_Problem to solve:_ The listing below begins with the first line you should copy; stop after the line containing "const DAYS = 28;", and drop every picture.

━━━━━━

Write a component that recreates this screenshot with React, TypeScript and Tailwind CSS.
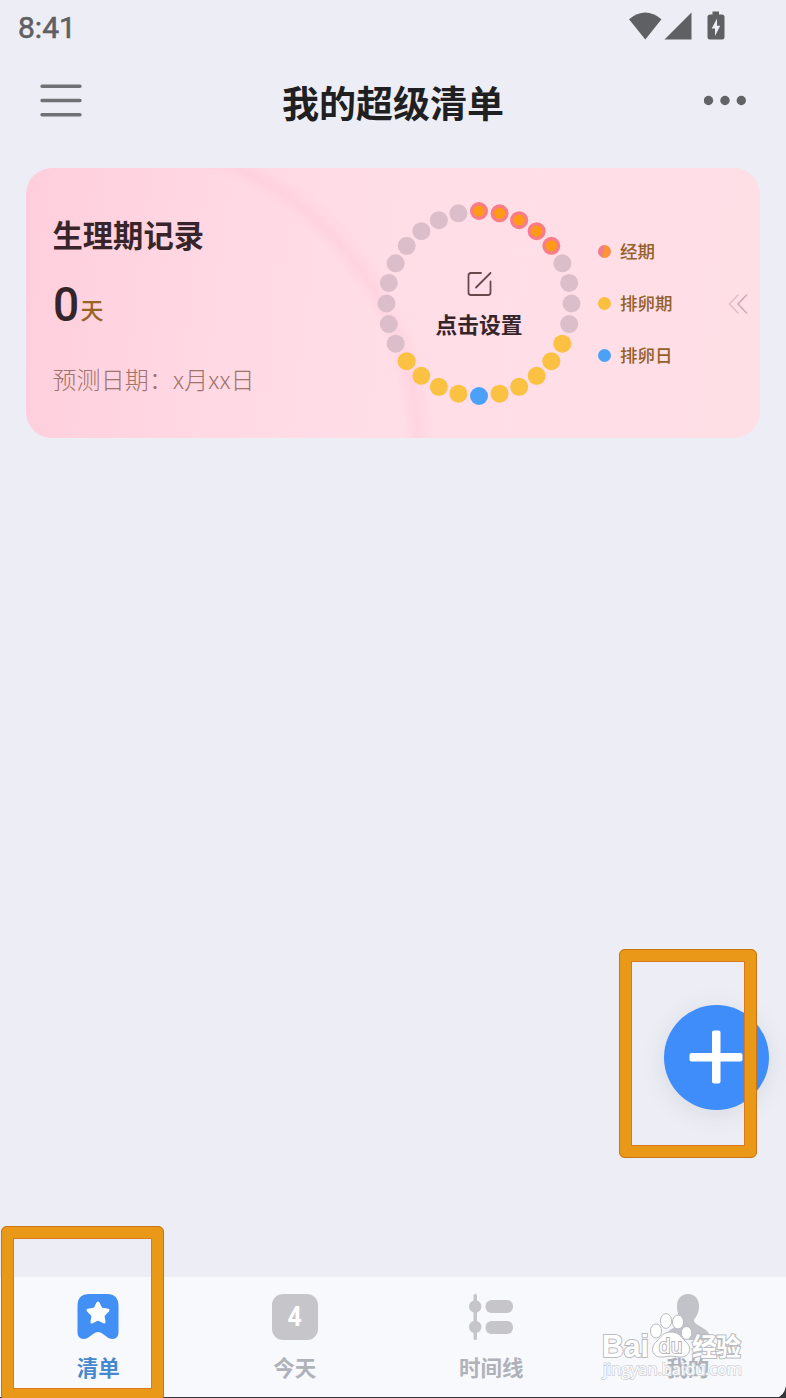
import React from 'react';

type Legend = { label: string; dot: string };

const legends: Legend[] = [
    { label: '经期', dot: 'bg-[linear-gradient(100deg,#f07c8c_35%,#ff9a24_55%,#f58a5c_100%)]' },
    { label: '排卵期', dot: 'bg-[#fabf3e]' },
    { label: '排卵日', dot: 'bg-[#4ba1f5]' },
];

const DAYS = 28;

const dayColor = (day: number) => {
    if (day < 5) return '#f97d88';
    if (day === 14) return '#4ba1f7';
    if (day >= 9 && day <= 18) return '#fac142';
    return '#dbbec9';
};

const StatusBar: React.FC = () => (
    <div className="flex h-[54px] items-center justify-between pl-[18px] pr-[60px] text-[#5f6063]">
        <span className="pt-px font-['Roboto',sans-serif] text-[30px] leading-none [-webkit-text-stroke:0.6px]">8:41</span>
        <svg className="h-8 w-[97px]" viewBox="0 0 97 32" fill="currentColor">
            <path d="M0 8.2Q16.300 -5 32.500 8.200L16.300 28.500Z" />
            <path d="M35.500 28.500H62.500V1.500Z" />
            <path fillRule="evenodd" d="M83.500 0.500H90V3.500H93Q95.500 3.500 95.500 6V26Q95.500 28.500 93 28.500H81Q78.500 28.500 78.500 26V6Q78.500 3.500 81 3.500H83.500ZM88 7.500L82.700 17.500H86V25L91.200 14.800H88Z" />
        </svg>
    </div>
);

const Header: React.FC = () => (
    <header className="flex h-[114px] items-start justify-between pl-10 pr-[39px] pt-[24px] text-[#707174]">
        <svg className="mt-[6px] h-[34px] w-[42px]" viewBox="0 0 42 34" stroke="currentColor" strokeWidth="3.400" strokeLinecap="round">
            <path d="M2 2.300H40M2 16.500H40M2 30.700H40" />
        </svg>
        <h1 className="text-[37px] font-bold leading-[48px] text-[#202023]">我的超级清单</h1>
        <svg className="mt-[17px] h-[11px] w-[43px]" viewBox="0 0 43 11" fill="#626366">
            <circle cx="4.500" cy="5.500" r="4.700" />
            <circle cx="21" cy="5.500" r="4.700" />
            <circle cx="37.300" cy="5.500" r="4.700" />
        </svg>
    </header>
);

const CycleRing: React.FC = () => (
    <div className="relative flex h-[206px] w-[206px] flex-col items-center pt-[70px]">
        <svg className="absolute inset-0" viewBox="-103 -103.500 206 206">
            {Array.from({ length: DAYS }, (_, day) => {
                const angle = (day / DAYS) * Math.PI * 2;
                const x = Math.sin(angle) * 92.5;
                const y = -Math.cos(angle) * 92.5;
                return (
                    <g key={day}>
                        <circle cx={x} cy={y} r="9" fill={dayColor(day)} />
                        {day < 5 && <circle cx={x} cy={y} r="5.600" fill="#ff9a17" />}
                    </g>
                );
            })}
        </svg>
        <svg className="h-[27px] w-[27px]" viewBox="0 0 27 27" fill="none" stroke="#69474b" strokeWidth="1.800" strokeLinecap="round" strokeLinejoin="round">
            <path d="M15 3H5Q2.500 3 2.500 5.500V22.500Q2.500 25 5 25H22Q24.500 25 24.500 22.500V11.500" />
            <path d="M10 17.500L24.500 3" />
        </svg>
        <span className="mt-[11px] text-[21.700px] font-bold leading-8 text-[#35242a]">点击设置</span>
    </div>
);

const PeriodCard: React.FC = () => (
    <section className="relative mx-[26px] flex h-[270px] overflow-hidden rounded-[26px] bg-[linear-gradient(97deg,#ffcedc_0%,#ffd9e4_28%,#ffdee8_50%,#ffdfe6_100%)]">
        <svg className="absolute inset-0 h-full w-full" viewBox="0 0 734 270">
            <defs>
                <radialGradient id="halo" gradientUnits="userSpaceOnUse" cx="85" cy="280" r="328">
                    <stop offset="0.895" stopColor="#ffc6d6" stopOpacity="0" />
                    <stop offset="0.935" stopColor="#ffc6d6" stopOpacity="0.400" />
                    <stop offset="0.985" stopColor="#ffc6d6" stopOpacity="0" />
                </radialGradient>
            </defs>
            <circle cx="85" cy="280" r="328" fill="url(#halo)" />
        </svg>
        <div className="relative w-[350px] pl-[26.500px] pt-[42px]">
            <h2 className="text-[30.300px] font-bold leading-[48px] text-[#38252b]">生理期记录</h2>
            <div className="mt-[19px] flex h-[56px] items-baseline">
                <span className="w-[28px] origin-left scale-x-[0.940] font-['Roboto',sans-serif] text-[49px] font-medium leading-[56px] text-[#35252b]">0</span>
                <span className="relative -top-[2px] text-[23px] font-medium leading-none text-[#98651f]">天</span>
            </div>
            <p className="mt-[30px] text-[24px] font-light leading-8 tracking-[0.100px] text-[#a0736b]">预测日期：x月xx日</p>
        </div>
        <div className="relative pt-[32px]">
            <CycleRing />
        </div>
        <ul className="relative ml-[16px] flex flex-col gap-[20px] pt-[67px]">
            {legends.map((item) => (
                <li key={item.label} className="flex h-8 items-center gap-[9px]">
                    <span className={`h-[13px] w-[13px] rounded-full ${item.dot}`} />
                    <span className="text-[17.500px] font-medium text-[#94612c]">{item.label}</span>
                </li>
            ))}
        </ul>
        <svg className="relative ml-auto mr-[12px] mt-[126px] h-5 w-5" viewBox="0 0 20 20" fill="none" strokeWidth="1.500" strokeLinecap="round">
            <path d="M10 1L1.500 10L10 19" stroke="#e1bfc8" />
            <path d="M18.500 1L10 10L18.500 19" stroke="#cda9b3" />
        </svg>
    </section>
);

const ListIcon: React.FC = () => (
    <svg className="h-[46px] w-[42px]" viewBox="0 0 42 46">
        <path fill="#428ff6" d="M12 0H30Q41.500 0 41.500 12V38Q41.500 45 35.500 45Q32 45 28 41.500L24 38.800Q21 37 18 38.800L14 41.500Q10 45 6.500 45Q0.500 45 0.500 38V12Q0.500 0 12 0Z" />
        <path fill="white" stroke="white" strokeWidth="3" strokeLinejoin="round" d="M21 9L24 15L31 16.200L26 21.500L27 28L21 25L15 28L16 21.500L11 16.200L18 15Z" />
    </svg>
);

const TodayIcon: React.FC = () => (
    <span className="flex h-[46px] w-[46px] items-center justify-center rounded-[11px] bg-[#c6c6ca] text-white">
        <span className="scale-x-[0.920] font-['Roboto',sans-serif] text-[27px] font-bold leading-none">4</span>
    </span>
);

const TimelineIcon: React.FC = () => (
    <svg className="h-[46px] w-[44px]" viewBox="0 0 44 46" fill="#c6c6ca">
        <rect x="4.500" width="3.500" height="46" rx="1.500" />
        <circle cx="6.200" cy="12.500" r="6.200" />
        <circle cx="6.200" cy="33" r="6.200" />
        <rect x="16.500" y="6" width="27.500" height="13" rx="6" />
        <rect x="16.500" y="27" width="27.500" height="13" rx="6" />
    </svg>
);

const ProfileIcon: React.FC = () => (
    <svg className="h-[46px] w-[44px]" viewBox="0 0 44 46" fill="#c2c3c8">
        <path d="M22 0C29 0 33 5 33 12C33 19 30 23 28 26Q28 29 32 31L40 36Q44 39 44 46H0Q0 39 4 36L12 31Q16 29 16 26C13 23 11 19 11 12C11 5 15 0 22 0Z" />
    </svg>
);

const tabs = [
    { label: '清单', icon: ListIcon, color: 'text-[#4689cf]' },
    { label: '今天', icon: TodayIcon, color: 'text-[#afb2b8]' },
    { label: '时间线', icon: TimelineIcon, color: 'text-[#afb2b8]' },
    { label: '我的', icon: ProfileIcon, color: 'text-[#afb2b8]' },
];

const TabBar: React.FC = () => (
    <nav className="grid h-[121px] grid-cols-4 border-b border-[#333538] bg-[#f8f9fd] pt-[17px]">
        {tabs.map(({ label, icon: Icon, color }) => (
            <div key={label} className="flex flex-col items-center">
                <Icon />
                <span className={`mt-[11px] text-[21.500px] font-bold leading-8 ${color}`}>{label}</span>
            </div>
        ))}
    </nav>
);

const Watermark: React.FC = () => (
    <svg className="absolute bottom-[10px] left-[598px] h-[80px] w-[150px]" viewBox="598 1308 150 80" fill="white" stroke="#b9babf" strokeWidth="1" fontFamily="Liberation Sans, Noto Sans CJK SC, sans-serif">
        <g paintOrder="stroke" strokeWidth="2" fontWeight="700">
            <text x="602" y="1357" fontSize="32" textLength="47" lengthAdjust="spacingAndGlyphs">Bai</text>
            <text x="692" y="1356" fontSize="25" textLength="49">经验</text>
        </g>
        <path d="M671 1332C679 1332 681 1337 685 1341C694 1348 689 1358 679 1357Q671 1355 663 1357C652 1358 649 1348 657 1341C661 1337 663 1332 671 1332Z" />
        <ellipse cx="656" cy="1331" rx="5.600" ry="7" />
        <ellipse cx="666" cy="1321" rx="5.600" ry="7.400" />
        <ellipse cx="678" cy="1322" rx="5.600" ry="7" />
        <ellipse cx="686.500" cy="1333" rx="5.300" ry="6.500" />
        <text x="659" y="1353" fontSize="20" textLength="23" stroke="#b6b7bc" strokeWidth="2" paintOrder="stroke">du</text>
        <text x="603" y="1375" fontSize="17" textLength="139" lengthAdjust="spacingAndGlyphs" fontFamily="Open Sans, sans-serif" paintOrder="stroke" stroke="#cfd0d5" strokeWidth="1.600">jingyan.baidu.com</text>
    </svg>
);

// orange marker box, bevelled along both edges
const Marker: React.FC<{ className: string }> = ({ className }) => (
    <div className={`absolute rounded-[6px] border-[13px] border-[#ea9818] outline-1 -outline-offset-1 outline-[#c97512] ${className}`}>
        <div className="h-full w-full outline-1 outline-[#d97920]" />
    </div>
);

const App: React.FC = () => (
    <div className="relative flex h-[1398px] w-[786px] flex-col overflow-hidden bg-[#edeef5] font-['Noto_Sans_CJK_SC',sans-serif]">
        <StatusBar />
        <Header />
        <PeriodCard />
        <main className="flex-1" />
        <TabBar />
        <button className="absolute left-[664px] top-[1005px] flex h-[105px] w-[105px] items-center justify-center rounded-full bg-[#3e8dfb] shadow-[0_4px_24px_rgba(60,70,90,0.12)]">
            <svg className="mb-px mr-px h-[54px] w-[54px]" viewBox="0 0 54 54" fill="white">
                <rect x="23" y="0.500" width="8.500" height="53" rx="2" />
                <rect x="0.500" y="23" width="53" height="8.500" rx="2" />
            </svg>
        </button>
        <Marker className="left-[619px] top-[949px] h-[209px] w-[138px]" />
        <Marker className="left-[1px] top-[1226px] h-[175px] w-[163px]" />
        <Watermark />
        <svg className="absolute bottom-0 right-0 h-3 w-3" viewBox="0 0 12 12" fill="#333538">
            <path d="M12 0V12H2Q10 10 12 0Z" />
        </svg>
    </div>
);

export default App;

━━━━━━

_Result of the task:_
Write a component that recreates this screenshot with React, TypeScript and Tailwind CSS.
import React from 'react';

type Legend = { label: string; dot: string };

const legends: Legend[] = [
    { label: '经期', dot: 'bg-[linear-gradient(100deg,#f07c8c_35%,#ff9a24_55%,#f58a5c_100%)]' },
    { label: '排卵期', dot: 'bg-[#fabf3e]' },
    { label: '排卵日', dot: 'bg-[#4ba1f5]' },
];

const DAYS = 28;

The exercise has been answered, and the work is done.